Mexican Tortilla Veggie Bake (Printable Version)

Simple Mexican Veggie Bake stacked with cheese, tortillas, beans and sweet corn.

# What You'll Need:

→ Vegetables

01 - 1 big red onion, diced
02 - 2 garlic cloves, minced
03 - 1 red bell pepper, cut into cubes (140 g)
04 - 1 cup sliced mushrooms (96 g)
05 - ½ cup corn kernels (82 g)
06 - ½ cup fresh cilantro, chopped (8 g), with extra for topping

→ Pantry Items

07 - 2 tablespoons olive oil
08 - 1 tablespoon taco mix
09 - 1 14 oz can tomato sauce
10 - 1 14 oz can black or kidney beans, rinsed
11 - ¼ teaspoon salt
12 - ¼ teaspoon fresh ground pepper

→ Dairy

13 - 2 cups grated cheddar cheese (200 g)

→ Tortillas

14 - 6 corn tortillas

# Step-by-Step Guide:

01 - Turn your oven to 400 degrees F (200 degrees C).

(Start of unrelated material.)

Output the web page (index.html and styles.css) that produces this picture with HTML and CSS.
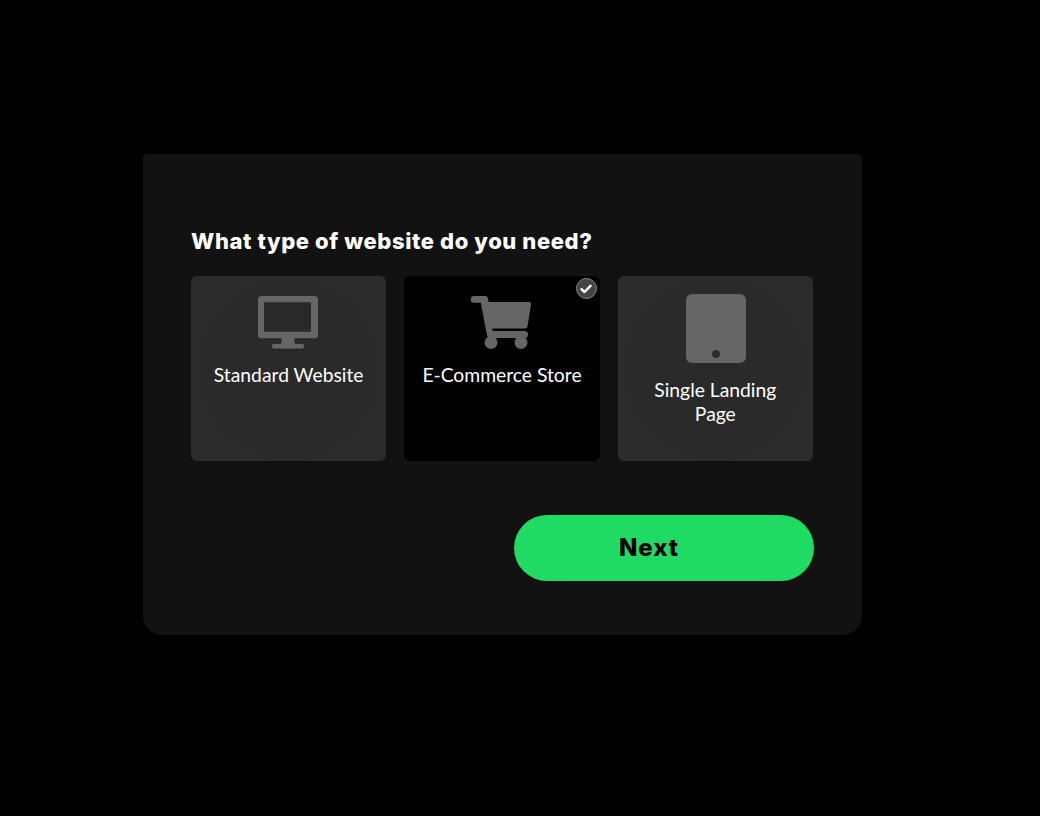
FILE: index.html
```html
<!DOCTYPE html>
<html lang="en">
  <head>
    <meta charset="UTF-8" />
    <meta name="viewport" content="width=device-width, initial-scale=1.0" />
    <title>Website Type</title>
    <link rel="stylesheet" href="styles.css">
  </head>
  <body>
    <div class="card">
      <h2 class="question">What type of website do you need?</h2>
      <div class="options">
        <div class="option">
          <svg class="icon icon-monitor" width="60" height="55" viewBox="0 0 60 55">
            <path fill="#666" fill-rule="evenodd" d="M3.500 2H56.500a3.500 3.500 0 0 1 3.500 3.500V40.800a3.500 3.500 0 0 1-3.500 3.500H36L37 50H44a2.200 2.200 0 0 1 0 4.400H16a2.200 2.200 0 0 1 0-4.400H23L24 44.300H3.500A3.500 3.500 0 0 1 0 40.800V5.500A3.500 3.500 0 0 1 3.500 2ZM6 8.300V37.700H53V8.300Z"/>
          </svg>
          <span class="label">Standard Website</span>
        </div>
        <div class="option selected">
          <span class="check">
            <svg width="12" height="10" viewBox="0 0 12 10">
              <path fill="none" stroke="#fff" stroke-width="2.400" stroke-linecap="round" stroke-linejoin="round" d="M1.500 5.200 4.500 8 10.500 1.800"/>
            </svg>
          </span>
          <svg class="icon" width="62" height="55" viewBox="0 0 62 55">
            <path fill="#666" d="M3 2H14a3 3 0 0 1 3 2.400L17.700 8H58a2 2 0 0 1 2 2.400L56.500 32.500a2.500 2.500 0 0 1-2.500 2H21.300L21.700 37H53.500a3.500 3.500 0 0 1 0 7H19a3 3 0 0 1-3-2.400L9.800 8.700H3a3.300 3.300 0 0 1 0-6.700Z"/>
            <circle fill="#666" cx="20" cy="48.500" r="6.500"/>
            <circle fill="#666" cx="50" cy="48.500" r="6.500"/>
          </svg>
          <span class="label">E-Commerce Store</span>
        </div>
        <div class="option">
          <svg class="icon icon-tablet" width="60" height="69" viewBox="0 0 60 69">
            <rect fill="#666" width="60" height="69" rx="6"/>
            <circle fill="#2b2b2b" cx="30" cy="60" r="4"/>
          </svg>
          <span class="label">Single Landing Page</span>
        </div>
      </div>
      <div class="actions">
        <button class="next">Next</button>
      </div>
    </div>
  </body>
</html>
```

FILE: styles.css
```css
body {
  margin: 0;
  background-color: #000;
  font-family: "Lato", sans-serif;
  padding: 154px 0 0 143px;
}
.card {
  box-sizing: border-box;
  width: 719px;
  height: 481px;
  background-color: #121212;
  border-radius: 4px 4px 20px 20px;
  padding: 75px 48px 54px;
}
.question {
  margin: 0 0 23px;
  color: #fff;
  font-family: "Inter", sans-serif;
  font-size: 22px;
  font-weight: 800;
  line-height: 24px;
  letter-spacing: 0.6px;
}
.options {
  display: grid;
  grid-template-columns: repeat(3, 1fr);
  gap: 18px;
  width: 622px;
}
.option {
  position: relative;
  box-sizing: border-box;
  height: 185px;
  padding: 18px 15px 0;
  display: flex;
  flex-direction: column;
  align-items: center;
  text-align: center;
  border-radius: 6px;
  background: radial-gradient(circle closest-side, #2a2a2a 0, #2a2a2a 97%, #2b2b2b 100%);
}
.option.selected {
  background: #000;
}
.icon {
  display: block;
  flex: none;
  margin-bottom: 14px;
}
.icon-monitor {
  margin-right: 1px;
}
.icon-tablet {
  margin-left: 1px;
  margin-bottom: 15px;
}
.label {
  color: #fff;
  font-size: 19.300px;
  line-height: 24px;
}
.check {
  position: absolute;
  top: 2px;
  right: 3px;
  box-sizing: border-box;
  width: 21px;
  height: 21px;
  display: flex;
  align-items: center;
  justify-content: center;
  border: 1px solid #888;
  border-radius: 50%;
  background-color: #444;
}
.actions {
  display: flex;
  justify-content: flex-end;
  margin-top: 54px;
}
.next {
  width: 300px;
  height: 66px;
  padding: 0 30px 1px 0;
  border: none;
  border-radius: 33px;
  background-color: #1fdb64;
  color: #000;
  font-family: "Inter", sans-serif;
  font-size: 24px;
  font-weight: 800;
  letter-spacing: 1px;
}
```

Lightly oil a 9x13 inch dish and put it aside.
02 - Pour oil into a big pan over medium heat. Toss in onion, garlic, bell pepper, and mushrooms. Let them cook for about 3 minutes, giving them a stir now and then.
03 - Throw in your taco mix, tomato sauce, beans, corn, cilantro, salt, and pepper. Mix everything well and let it bubble for 2 minutes. Taste and add more seasoning if you want, then take it off the heat.
04 - Cut all tortillas into 4 chunks. Put 8 tortilla pieces on the bottom of your greased dish. Spoon ⅓ of your bean mix over them and scatter ½ cup cheese on top. Do this two more times, finishing with 1 cup cheese on the very top.
05 - Stick it in the oven for about 15 minutes until the cheese gets all melty. After taking it out, let it cool down for 5 minutes.
06 - Sprinkle some extra cilantro on top. Dig in right away.

# Additional Notes:

01 - You can freeze any leftovers, which makes this great for planning meals ahead.